I used to have a hidden house key and hidden car key back in the day. To find the hidden house key, you first had to find the hidden garage key in the electrical meter. Then, once you figured out it’s the garage key and not a front or side door house key, you have to find the house key semi-hidden in the garage (it wasn’t even in a drawer – just tucked away on a nail by the tracks of the garage door.) If you were unlucky, you found one of the other keys in the garage for something else. (There were some keys in there I had long forgotten which lock they went with – probably from old locks, too. They weren’t purposeful red herrings – there just were a lot of keys around for some reason.)

My car had a similar, but easier due to search space, two-part solution to finding the car key. (This was, of course, back when cars had keys and, even more, the ignition and door key was different than the trunk key.) I’d keep a spare trunk key screwed in behind one of the plates, and then in the trunk, somewhere was tucked away the door/ignition key. (I think those were the same key, right? I can’t remember it was so long ago. Or was there a separate door key? I just remember the trunk key being different than the door key, and my memory is only needing to keep two, not three, keys around, so the door key must have been the same as the ignition, unless my memory is faulty, which it may be. Hmmm…maybe it was a three-keyed set-up now that I think about it. That actually makes a little more sense. So the door key would let you access the interioir where, presumably, your ignition key is – which was the whole point of hiding these keys in the first place, in case you lock your keys in the car.)

I only ever had dual key cars. My recollection is that generally the main key opened the door and started the car (made sense, you didn’t have to swap). The second key in my recollection only locked the glove box, but possibly it did the trunk also. I was told the theory was that then the valet couldn’t get at all the valuable stuff you kept in the glove box (and I suppose the same would hold true for the trunk, before inside trunk releases became common).

OK, then my original thought was actually the correct one, and I should learn not to second-guess myself. :slight_smile:

During my first marriage, I socked away a couple thousand dollars a bit at a time. My “bank” was a tampon box kept under the bathroom sink.

That’s what they all say, then the kids end up finding thousands of dollars in all kinds of bizarre places when they’re cleaning out the house.

Sure. But it’ll be the previous house owner’s. I just don’t hide things.

Pretty much that.

All the locks and barbed wire and chains and so on just keep honest people honest.

A professional thief might be slowed down by all that stuff, but that’s about it.

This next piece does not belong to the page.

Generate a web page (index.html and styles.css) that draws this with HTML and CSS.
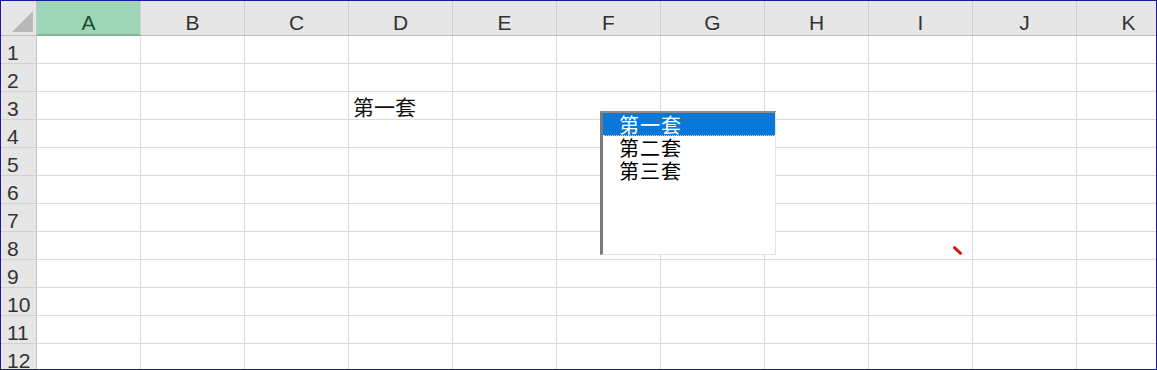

I keep my bike safe when I lock it up on a bike rack in NYC by putting it next to a really expensive bike. :laughing:

My dad used to keep his loaded .32 and my mom’s jewelry in the drop ceiling in one of the bedrooms. Yeah, that was pretty easy to figure out as kids, and I can’t imagine any burglar worth their salt not thinking of looking in the drop ceiling.

I think it just depends on the thief. I remember an article I read years ago where they interviewed a bunch of ‘reformed’ thieves. Asking them what they did, how they broke in, what they looked for etc. One of the questions they asked them was what would prevent them from entering. They all gave the interviewer different answers with respect to things like ‘ADT’ signs or a car in the driveway or a TV being on, but every single one of them said that if they heard a dog, it wasn’t worth the trouble. Little dog, big dog, doesn’t matter, it’s not about getting attacked, it’s that the barking will inevitably cause someone to look over in the direction of the house and possible notice there’s something wrong.

Maybe quickly sticking your head up there. But I’m sure I’m not the only one who’s put things above drop ceilings. If it’s something ‘short’, you really can’t see it from way across the room. That is, if you put a gun up there and I stick my head up (where it’s dark, dusty and may have pipes/ducts in the way) 15 feet away, I probably won’t notice it. And even if you’re robbing the house and aren’t concerned about the damage, knocking out every panel seems time consuming.

I can’t imagine any professional burglar not at least taking a peek inside a dropped ceiling.

Law enforcement, on the other hand. . .

Canadian police investigating the serial killers Paul Bernardo and Karla Homolka failed to find videotapes they’d made of some of their murders stashed in the dropped ceiling of their home.

The prosecutors, unaware of the evidence that Homolka was an active, willing and even enthusiastic participant in the murders, gave Homolka a deal to testify against Bernardo.

He got a life sentence, and will never, ever get out of prison.

She’s walking around free today, and has been since 2005.

The videotapes were discovered (not by law enforcement, by Paul Bernardo’s lawyer, who sat on them for a long time), but only after the deals were made.